An interview to the president of Yahoo! Japan Masahiro Inoue (photo) by Nikkei Business Magazine with a catchy title “Google? I think none of their services are cool.” is getting huge attentions in Japanese web.
To answer the interviewer’s comment “By comparing Google’s services such like Street View and Book Search, Yahoo! seems not to generate surprising services”, Inoue said “Google’s those services are nothing impressive for me. There are tons of things you would do if there are no laws and rules. If you abide laws, your options are restricted. You should not do what you are not supposed to do.”
He continued, “Those Google’s services surprised people are all in gray zone. Advertising on search result was copied from Yahoo!, Street View is kind of peeping, Book Search is violation of copyright law, lots of YouTube traffic are illegally uploaded. You may say that those are cool. But can established company behave like that? In Yahoo! those projects should be stopped by legal section.”
Overall, reactions to the article from Japanese blogs, tweets and social bookmarks are negative to the president.
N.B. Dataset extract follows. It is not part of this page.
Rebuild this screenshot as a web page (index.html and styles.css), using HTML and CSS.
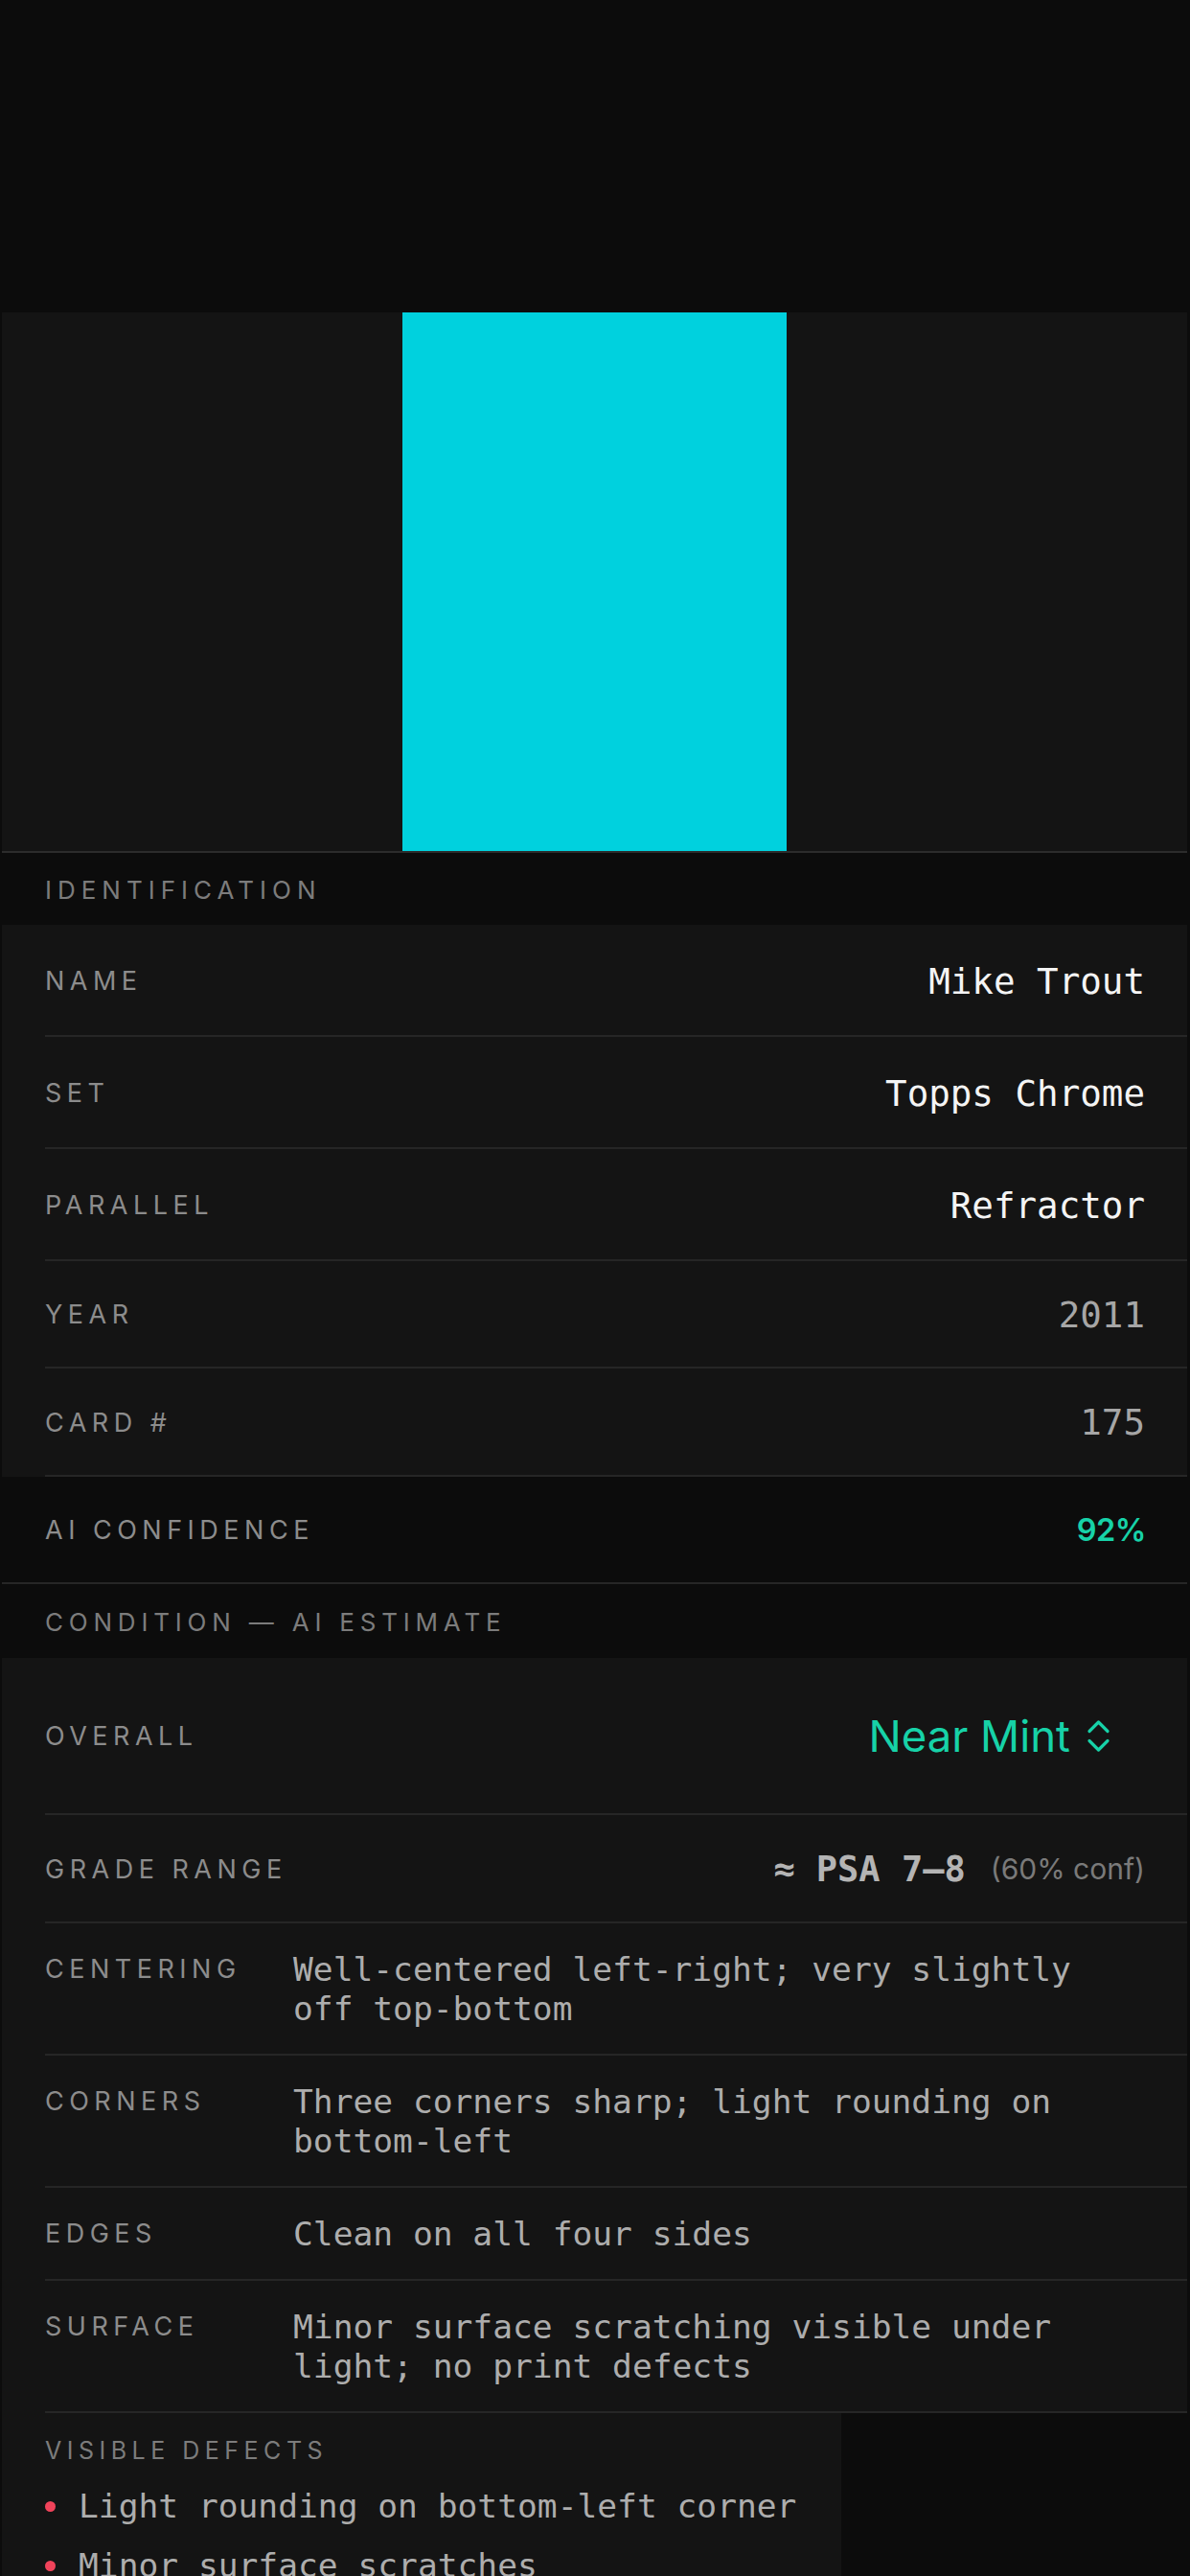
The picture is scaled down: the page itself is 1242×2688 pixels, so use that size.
FILE: index.html
```html
<!DOCTYPE html>
<html lang="en">
<head>
<meta charset="utf-8">
<title>Card Details</title>
<link rel="stylesheet" href="styles.css">
</head>
<body>
<div class="screen">
  <div class="topbar"></div>

  <div class="hero">
    <div class="card-art"></div>
  </div>

  <div class="section-header">Identification</div>
  <div class="group">
    <div class="row row-field"><span class="label">Name</span><span class="value value-strong">Mike Trout</span></div>
    <div class="row row-field"><span class="label">Set</span><span class="value value-strong">Topps Chrome</span></div>
    <div class="row row-field"><span class="label">Parallel</span><span class="value value-strong">Refractor</span></div>
    <div class="row row-static"><span class="label">Year</span><span class="value value-muted">2011</span></div>
    <div class="row row-static row-last"><span class="label">Card #</span><span class="value value-muted">175</span></div>
  </div>
  <div class="row-plain"><span class="label">AI Confidence</span><span class="confidence">92%</span></div>

  <div class="section-header section-header-2">Condition — AI Estimate</div>
  <div class="group">
    <div class="row row-picker">
      <span class="label">Overall</span>
      <span class="picker">
        <span class="picker-text">Near Mint</span>
        <svg class="picker-icon" width="25" height="35" viewBox="0 0 25 35" aria-hidden="true">
          <path d="M3 12.5 L12.5 3 L22 12.5" fill="none" stroke="currentColor" stroke-width="3.2" stroke-linecap="round" stroke-linejoin="round"/>
          <path d="M3 22.5 L12.5 32 L22 22.5" fill="none" stroke="currentColor" stroke-width="3.2" stroke-linecap="round" stroke-linejoin="round"/>
        </svg>
      </span>
    </div>
    <div class="row row-grade">
      <span class="label">Grade Range</span>
      <span class="grade"><span class="grade-main">≈ PSA 7–8</span><span class="grade-conf">(60% conf)</span></span>
    </div>
    <div class="row row-desc"><span class="label">Centering</span><span class="desc">Well-centered left-right; very slightly off top-bottom</span></div>
    <div class="row row-desc"><span class="label">Corners</span><span class="desc">Three corners sharp; light rounding on bottom-left</span></div>
    <div class="row row-desc"><span class="label">Edges</span><span class="desc">Clean on all four sides</span></div>
    <div class="row row-desc"><span class="label">Surface</span><span class="desc">Minor surface scratching visible under light; no print defects</span></div>
  </div>

  <div class="defects">
    <div class="defects-title">Visible Defects</div>
    <ul class="defect-list">
      <li class="defect"><span class="dot"></span><span class="defect-text">Light rounding on bottom-left corner</span></li>
      <li class="defect"><span class="dot"></span><span class="defect-text">Minor surface scratches</span></li>
    </ul>
  </div>
</div>
</body>
</html>
```

FILE: styles.css
```css
* { box-sizing: border-box; }

html, body {
  margin: 0;
  padding: 0;
  background: #0c0c0c;
}

body {
  font-family: "Inter", "Noto Sans", "Liberation Sans", sans-serif;
  color: #f2f2f2;
  overflow: hidden;
}

.screen {
  width: 1242px;
  min-height: 2688px;
}

.topbar {
  height: 326px;
}

.hero {
  margin: 0 3px 0 2px;
  height: 564px;
  background: #141414;
  border-bottom: 2px solid #2c2c2c;
  display: flex;
  justify-content: center;
}

.card-art {
  width: 401px;
  height: 562px;
  background: #00d1de;
}

.section-header {
  height: 75px;
  padding-left: 47px;
  padding-top: 1px;
  display: flex;
  align-items: center;
  font-size: 26px;
  letter-spacing: 6px;
  text-transform: uppercase;
  color: #7c7c7c;
}

.section-header-2 {
  height: 77px;
  letter-spacing: 5.8px;
}

.group {
  margin: 0 3px 0 2px;
  background: #141414;
}

.row {
  margin-left: 45px;
  padding-right: 44px;
  border-bottom: 2px solid #262626;
  display: flex;
  align-items: center;
  justify-content: space-between;
}

.label {
  font-size: 27px;
  letter-spacing: 5.5px;
  text-transform: uppercase;
  color: #8c8c8c;
  white-space: nowrap;
}

.row-field { height: 117px; padding-top: 2px; }
.row-static { height: 112px; padding-top: 1px; }
.row-last { height: 113px; }

.value {
  font-family: "DejaVu Sans Mono", "Liberation Mono", monospace;
  font-size: 37.5px;
}

.value-strong { color: #f4f4f4; }
.value-muted { color: #a6a6a6; }

.row-plain {
  margin: 0 3px 0 2px;
  height: 112px;
  padding: 1px 43px 0 45px;
  border-bottom: 2px solid #262626;
  display: flex;
  align-items: center;
  justify-content: space-between;
}

.confidence {
  font-size: 32.5px;
  font-weight: 600;
  color: #17d2a8;
  letter-spacing: -0.5px;
}

.row-picker { height: 164px; padding-top: 1px; }

.picker {
  display: flex;
  align-items: center;
  gap: 17px;
  margin-right: 36px;
  color: #17d2a8;
}

.picker-text {
  font-size: 45.5px;
  font-weight: 400;
}

.picker-icon { display: block; }

.row-grade { height: 113px; padding-top: 1px; }

.grade {
  display: flex;
  align-items: center;
  gap: 26px;
}

.grade-main {
  font-family: "DejaVu Sans Mono", "Liberation Mono", monospace;
  font-weight: 700;
  font-size: 37px;
  color: #b4b4b4;
}

.grade-conf {
  font-size: 30px;
  color: #7a7a7a;
}

.row-desc {
  display: grid;
  grid-template-columns: 259px 1fr;
  align-items: start;
  padding-top: 28px;
  padding-bottom: 26px;
}

.row-desc .label {
  line-height: 34px;
  padding-top: 3px;
}

.desc {
  font-family: "DejaVu Sans Mono", "Liberation Mono", monospace;
  font-size: 34.6px;
  line-height: 41px;
  color: #adadad;
}

.defects {
  width: fit-content;
  margin-left: 2px;
  background: #141414;
  padding: 24px 47px 40px 45px;
}

.defects-title {
  font-size: 25px;
  letter-spacing: 5.5px;
  text-transform: uppercase;
  color: #7c7c7c;
  line-height: 31px;
  margin-bottom: 22px;
}

.defect-list {
  list-style: none;
  margin: 0;
  padding: 0;
  display: flex;
  flex-direction: column;
  gap: 21px;
}

.defect {
  display: flex;
  align-items: center;
  gap: 24px;
}

.dot {
  width: 11px;
  height: 11px;
  border-radius: 50%;
  background: #f0435a;
  flex: none;
}

.defect-text {
  font-family: "DejaVu Sans Mono", "Liberation Mono", monospace;
  font-size: 34.6px;
  line-height: 41px;
  color: #adadad;
}
```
Net-savvy people have been loving No.2 search engine Google and its enterprising spirit. Many comments tell that they have never used Yahoo! in several years.
However, majority of Japanese net users never express their opinions on those social media, or never knew what social media is, and visit huge Yahoo! portal every day, click ads and buy things online. National clients also prefer Yahoo! for their ads maybe because Yahoo! Japan is such a conservative company.
Yahoo! Japan goes oversea?
The interviewer Kei Ogasawara also asked if Yahoo! Japan expands to oversea markets.
Inoue answered that Yahoo! brand is licensed for their activities within Japan, and Japanese web market is promising enough to get more.
Interestingly, he revealed that they were suggested to go abroad by US Yahoo! before, which Yahoo! Japan disagreed with and was not realized.
He also talks on their original developed “Interest Match” ads system, and a plan to license it back to US Yahoo! in future.